►
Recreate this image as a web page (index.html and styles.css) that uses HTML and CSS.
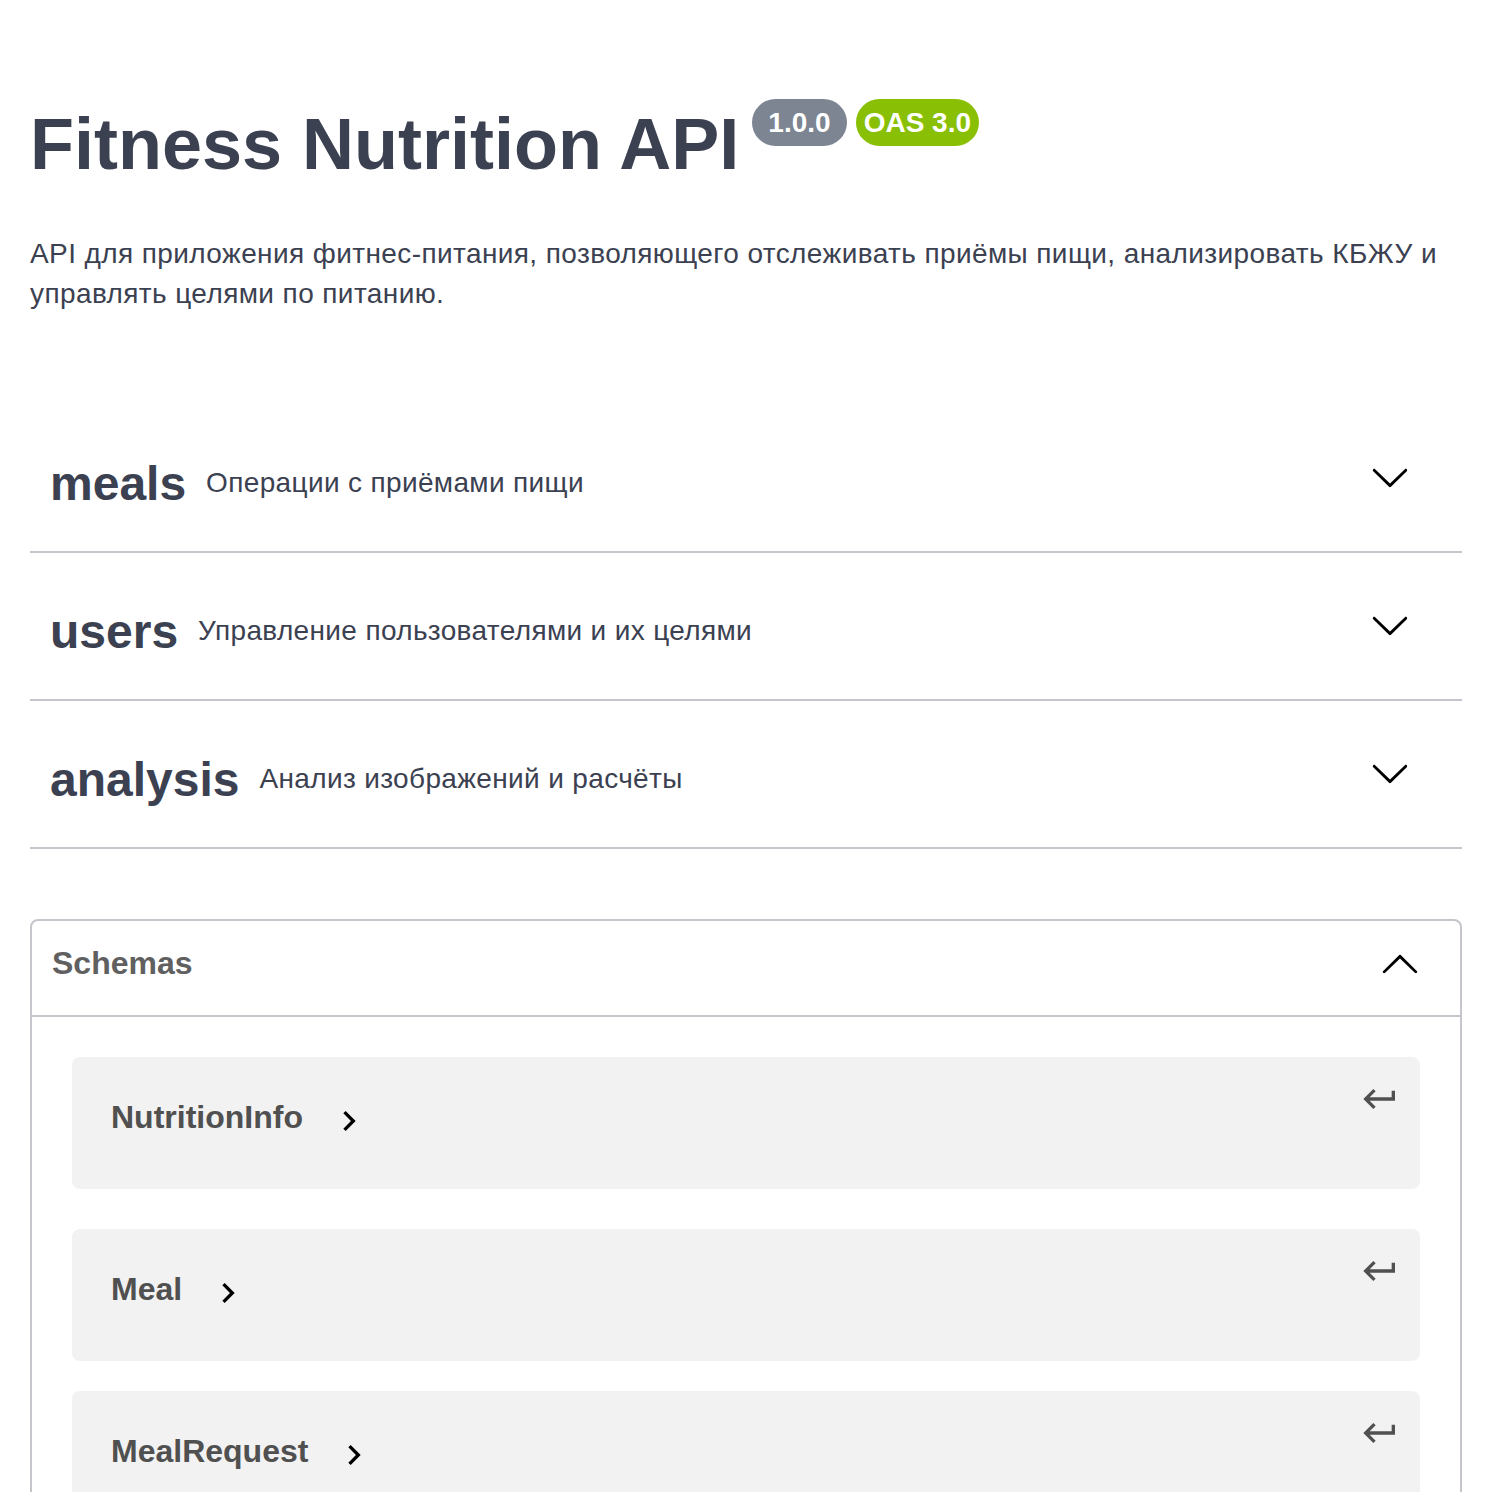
FILE: index.html
```html
<!DOCTYPE html>
<html lang="ru">
<head>
<meta charset="utf-8">
<title>Fitness Nutrition API</title>
<link rel="stylesheet" href="styles.css">
</head>
<body>
<div class="wrapper">
  <section class="info">
    <div class="title-row">
      <h2 class="title">Fitness Nutrition API</h2>
      <span class="badge badge-version">1.0.0</span>
      <span class="badge badge-oas">OAS 3.0</span>
    </div>
    <p class="description">API для приложения фитнес-питания, позволяющего отслеживать приёмы пищи, анализировать КБЖУ и управлять целями по питанию.</p>
  </section>

  <section class="tags">
    <div class="tag-row">
      <span class="tag-name">meals</span>
      <span class="tag-desc">Операции с приёмами пищи</span>
      <span class="tag-spacer"></span>
      <svg class="tag-arrow" viewBox="0 0 20 20" width="40" height="40"><path d="M17.418 6.109c.272-.268.709-.268.979 0s.271.701 0 .969l-7.908 7.83c-.27.268-.707.268-.979 0l-7.908-7.83c-.27-.268-.27-.701 0-.969.271-.268.709-.268.979 0L10 13.25l7.418-7.141z"/></svg>
    </div>
    <div class="tag-row">
      <span class="tag-name">users</span>
      <span class="tag-desc">Управление пользователями и их целями</span>
      <span class="tag-spacer"></span>
      <svg class="tag-arrow" viewBox="0 0 20 20" width="40" height="40"><path d="M17.418 6.109c.272-.268.709-.268.979 0s.271.701 0 .969l-7.908 7.83c-.27.268-.707.268-.979 0l-7.908-7.83c-.27-.268-.27-.701 0-.969.271-.268.709-.268.979 0L10 13.25l7.418-7.141z"/></svg>
    </div>
    <div class="tag-row">
      <span class="tag-name">analysis</span>
      <span class="tag-desc">Анализ изображений и расчёты</span>
      <span class="tag-spacer"></span>
      <svg class="tag-arrow" viewBox="0 0 20 20" width="40" height="40"><path d="M17.418 6.109c.272-.268.709-.268.979 0s.271.701 0 .969l-7.908 7.83c-.27.268-.707.268-.979 0l-7.908-7.83c-.27-.268-.27-.701 0-.969.271-.268.709-.268.979 0L10 13.25l7.418-7.141z"/></svg>
    </div>
  </section>

  <section class="models">
    <div class="models-header">
      <span class="models-title">Schemas</span>
      <svg class="models-arrow" viewBox="0 0 20 20" width="40" height="40"><path d="M17.418 14.908c.272.268.709.268.979 0s.271-.701 0-.969l-7.908-7.83c-.27-.268-.707-.268-.979 0l-7.908 7.83c-.27.268-.27.701 0 .969.271.268.709.268.979 0L10 7.767l7.418 7.141z"/></svg>
    </div>
    <div class="models-body">
      <div class="model-box">
        <span class="model-title">NutritionInfo</span>
        <svg class="model-toggle" viewBox="0 0 24 24" width="40" height="40"><path d="M10 6 8.59 7.41 13.17 12l-4.58 4.59L10 18l6-6z"/></svg>
        <svg class="model-jump" viewBox="0 0 24 24" width="40" height="40"><path d="M19 7v4H5.83l3.58-3.59L8 6l-6 6 6 6 1.41-1.41L5.830 13H21V7z"/></svg>
      </div>
      <div class="model-box">
        <span class="model-title">Meal</span>
        <svg class="model-toggle" viewBox="0 0 24 24" width="40" height="40"><path d="M10 6 8.59 7.41 13.17 12l-4.58 4.59L10 18l6-6z"/></svg>
        <svg class="model-jump" viewBox="0 0 24 24" width="40" height="40"><path d="M19 7v4H5.83l3.58-3.59L8 6l-6 6 6 6 1.41-1.41L5.83 13H21V7z"/></svg>
      </div>
      <div class="model-box">
        <span class="model-title">MealRequest</span>
        <svg class="model-toggle" viewBox="0 0 24 24" width="40" height="40"><path d="M10 6 8.59 7.41 13.17 12l-4.58 4.59L10 18l6-6z"/></svg>
        <svg class="model-jump" viewBox="0 0 24 24" width="40" height="40"><path d="M19 7v4H5.83l3.58-3.59L8 6l-6 6 6 6 1.41-1.41L5.83 13H21V7z"/></svg>
      </div>
    </div>
  </section>
</div>
</body>
</html>
```

FILE: styles.css
```css
html, body {
  margin: 0;
  padding: 0;
  background: #ffffff;
}

body {
  font-family: "Liberation Sans", Arial, Helvetica, sans-serif;
  color: #3b4151;
}

.wrapper {
  padding: 99px 40px 0 30px;
}

/* ---------- info ---------- */
.title-row {
  display: flex;
  align-items: flex-start;
}

.title {
  margin: 9px 0 0 0;
  font-size: 72px;
  line-height: 72px;
  font-weight: 700;
  color: #3b4151;
}

.badge {
  display: inline-block;
  height: 47px;
  line-height: 47px;
  border-radius: 24px;
  font-size: 28px;
  font-weight: 700;
  color: #ffffff;
}

.badge-version {
  margin-left: 13px;
  padding: 0 16px;
  background: #7d8492;
}

.badge-oas {
  margin-left: 9px;
  padding: 0 8px;
  background: #89bf04;
}

.description {
  margin: 54px 0 0 0;
  font-size: 28px;
  line-height: 40px;
  letter-spacing: 0.4px;
  color: #3b4151;
}

/* ---------- tags ---------- */
.tags {
  margin-top: 101px;
}

.tag-row {
  display: flex;
  align-items: center;
  height: 136px;
  padding: 0 52px 0 20px;
  border-bottom: 2px solid #c4c6cb;
  margin-bottom: 10px;
}

.tag-name {
  font-size: 48px;
  font-weight: 700;
  color: #3b4151;
}

.tag-desc {
  margin-left: 20px;
  font-size: 28px;
  letter-spacing: 0.35px;
  color: #3b4151;
}

.tag-spacer {
  flex: 1;
}

.tag-arrow {
  display: block;
  margin-bottom: 13px;
  fill: #000000;
}

/* ---------- models ---------- */
.models {
  margin-top: 70px;
  border: 2px solid #c4c6cb;
  border-radius: 8px;
  padding-bottom: 40px;
}

.models-header {
  display: flex;
  align-items: center;
  justify-content: space-between;
  box-sizing: border-box;
  height: 96px;
  padding: 0 40px 10px 20px;
  border-bottom: 2px solid #c4c6cb;
}

.models-title {
  font-size: 32px;
  font-weight: 700;
  color: #606060;
}

.models-arrow {
  display: block;
  fill: #000000;
}

.models-body {
  padding-top: 40px;
}

.model-box {
  position: relative;
  display: flex;
  align-items: center;
  box-sizing: border-box;
  height: 132px;
  margin: 0 40px 30px;
  padding: 0 80px 11px 39px;
  border-radius: 8px;
  background: #f2f2f2;
}

.model-box:first-child {
  margin-bottom: 40px;
}

.model-title {
  font-size: 32px;
  font-weight: 700;
  color: #505050;
}

.model-toggle {
  display: block;
  margin: 7px 0 0 26px;
  fill: #000000;
}

.model-jump {
  position: absolute;
  top: 22px;
  right: 20px;
  fill: #505050;
}
```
◄
### Request
Every line should be retyped exactly, with the pictures omitted.

### Expected answer
Recreate this image as a web page (index.html and styles.css) that uses HTML and CSS.
FILE: index.html
```html
<!DOCTYPE html>
<html lang="ru">
<head>
<meta charset="utf-8">
<title>Fitness Nutrition API</title>
<link rel="stylesheet" href="styles.css">
</head>
<body>
<div class="wrapper">
  <section class="info">
    <div class="title-row">
      <h2 class="title">Fitness Nutrition API</h2>
      <span class="badge badge-version">1.0.0</span>
      <span class="badge badge-oas">OAS 3.0</span>
    </div>
    <p class="description">API для приложения фитнес-питания, позволяющего отслеживать приёмы пищи, анализировать КБЖУ и управлять целями по питанию.</p>
  </section>

  <section class="tags">
    <div class="tag-row">
      <span class="tag-name">meals</span>
      <span class="tag-desc">Операции с приёмами пищи</span>
      <span class="tag-spacer"></span>
      <svg class="tag-arrow" viewBox="0 0 20 20" width="40" height="40"><path d="M17.418 6.109c.272-.268.709-.268.979 0s.271.701 0 .969l-7.908 7.83c-.27.268-.707.268-.979 0l-7.908-7.83c-.27-.268-.27-.701 0-.969.271-.268.709-.268.979 0L10 13.25l7.418-7.141z"/></svg>
    </div>
    <div class="tag-row">
      <span class="tag-name">users</span>
      <span class="tag-desc">Управление пользователями и их целями</span>
      <span class="tag-spacer"></span>
      <svg class="tag-arrow" viewBox="0 0 20 20" width="40" height="40"><path d="M17.418 6.109c.272-.268.709-.268.979 0s.271.701 0 .969l-7.908 7.83c-.27.268-.707.268-.979 0l-7.908-7.83c-.27-.268-.27-.701 0-.969.271-.268.709-.268.979 0L10 13.25l7.418-7.141z"/></svg>
    </div>
    <div class="tag-row">
      <span class="tag-name">analysis</span>
      <span class="tag-desc">Анализ изображений и расчёты</span>
      <span class="tag-spacer"></span>
      <svg class="tag-arrow" viewBox="0 0 20 20" width="40" height="40"><path d="M17.418 6.109c.272-.268.709-.268.979 0s.271.701 0 .969l-7.908 7.83c-.27.268-.707.268-.979 0l-7.908-7.83c-.27-.268-.27-.701 0-.969.271-.268.709-.268.979 0L10 13.25l7.418-7.141z"/></svg>
    </div>
  </section>

  <section class="models">
    <div class="models-header">
      <span class="models-title">Schemas</span>
      <svg class="models-arrow" viewBox="0 0 20 20" width="40" height="40"><path d="M17.418 14.908c.272.268.709.268.979 0s.271-.701 0-.969l-7.908-7.83c-.27-.268-.707-.268-.979 0l-7.908 7.83c-.27.268-.27.701 0 .969.271.268.709.268.979 0L10 7.767l7.418 7.141z"/></svg>
    </div>
    <div class="models-body">
      <div class="model-box">
        <span class="model-title">NutritionInfo</span>
        <svg class="model-toggle" viewBox="0 0 24 24" width="40" height="40"><path d="M10 6 8.59 7.41 13.17 12l-4.58 4.59L10 18l6-6z"/></svg>
        <svg class="model-jump" viewBox="0 0 24 24" width="40" height="40"><path d="M19 7v4H5.83l3.58-3.59L8 6l-6 6 6 6 1.41-1.41L5.830 13H21V7z"/></svg>
      </div>
      <div class="model-box">
        <span class="model-title">Meal</span>
        <svg class="model-toggle" viewBox="0 0 24 24" width="40" height="40"><path d="M10 6 8.59 7.41 13.17 12l-4.58 4.59L10 18l6-6z"/></svg>
        <svg class="model-jump" viewBox="0 0 24 24" width="40" height="40"><path d="M19 7v4H5.83l3.58-3.59L8 6l-6 6 6 6 1.41-1.41L5.83 13H21V7z"/></svg>
      </div>
      <div class="model-box">
        <span class="model-title">MealRequest</span>
        <svg class="model-toggle" viewBox="0 0 24 24" width="40" height="40"><path d="M10 6 8.59 7.41 13.17 12l-4.58 4.59L10 18l6-6z"/></svg>
        <svg class="model-jump" viewBox="0 0 24 24" width="40" height="40"><path d="M19 7v4H5.83l3.58-3.59L8 6l-6 6 6 6 1.41-1.41L5.83 13H21V7z"/></svg>
      </div>
    </div>
  </section>
</div>
</body>
</html>
```

FILE: styles.css
```css
html, body {
  margin: 0;
  padding: 0;
  background: #ffffff;
}

body {
  font-family: "Liberation Sans", Arial, Helvetica, sans-serif;
  color: #3b4151;
}

.wrapper {
  padding: 99px 40px 0 30px;
}

/* ---------- info ---------- */
.title-row {
  display: flex;
  align-items: flex-start;
}

.title {
  margin: 9px 0 0 0;
  font-size: 72px;
  line-height: 72px;
  font-weight: 700;
  color: #3b4151;
}

.badge {
  display: inline-block;
  height: 47px;
  line-height: 47px;
  border-radius: 24px;
  font-size: 28px;
  font-weight: 700;
  color: #ffffff;
}

.badge-version {
  margin-left: 13px;
  padding: 0 16px;
  background: #7d8492;
}

.badge-oas {
  margin-left: 9px;
  padding: 0 8px;
  background: #89bf04;
}

.description {
  margin: 54px 0 0 0;
  font-size: 28px;
  line-height: 40px;
  letter-spacing: 0.4px;
  color: #3b4151;
}

/* ---------- tags ---------- */
.tags {
  margin-top: 101px;
}

.tag-row {
  display: flex;
  align-items: center;
  height: 136px;
  padding: 0 52px 0 20px;
  border-bottom: 2px solid #c4c6cb;
  margin-bottom: 10px;
}

.tag-name {
  font-size: 48px;
  font-weight: 700;
  color: #3b4151;
}

.tag-desc {
  margin-left: 20px;
  font-size: 28px;
  letter-spacing: 0.35px;
  color: #3b4151;
}

.tag-spacer {
  flex: 1;
}

.tag-arrow {
  display: block;
  margin-bottom: 13px;
  fill: #000000;
}

/* ---------- models ---------- */
.models {
  margin-top: 70px;
  border: 2px solid #c4c6cb;
  border-radius: 8px;
  padding-bottom: 40px;
}

.models-header {
  display: flex;
  align-items: center;
  justify-content: space-between;
  box-sizing: border-box;
  height: 96px;
  padding: 0 40px 10px 20px;
  border-bottom: 2px solid #c4c6cb;
}

.models-title {
  font-size: 32px;
  font-weight: 700;
  color: #606060;
}

.models-arrow {
  display: block;
  fill: #000000;
}

.models-body {
  padding-top: 40px;
}

.model-box {
  position: relative;
  display: flex;
  align-items: center;
  box-sizing: border-box;
  height: 132px;
  margin: 0 40px 30px;
  padding: 0 80px 11px 39px;
  border-radius: 8px;
  background: #f2f2f2;
}

.model-box:first-child {
  margin-bottom: 40px;
}

.model-title {
  font-size: 32px;
  font-weight: 700;
  color: #505050;
}

.model-toggle {
  display: block;
  margin: 7px 0 0 26px;
  fill: #000000;
}

.model-jump {
  position: absolute;
  top: 22px;
  right: 20px;
  fill: #505050;
}
```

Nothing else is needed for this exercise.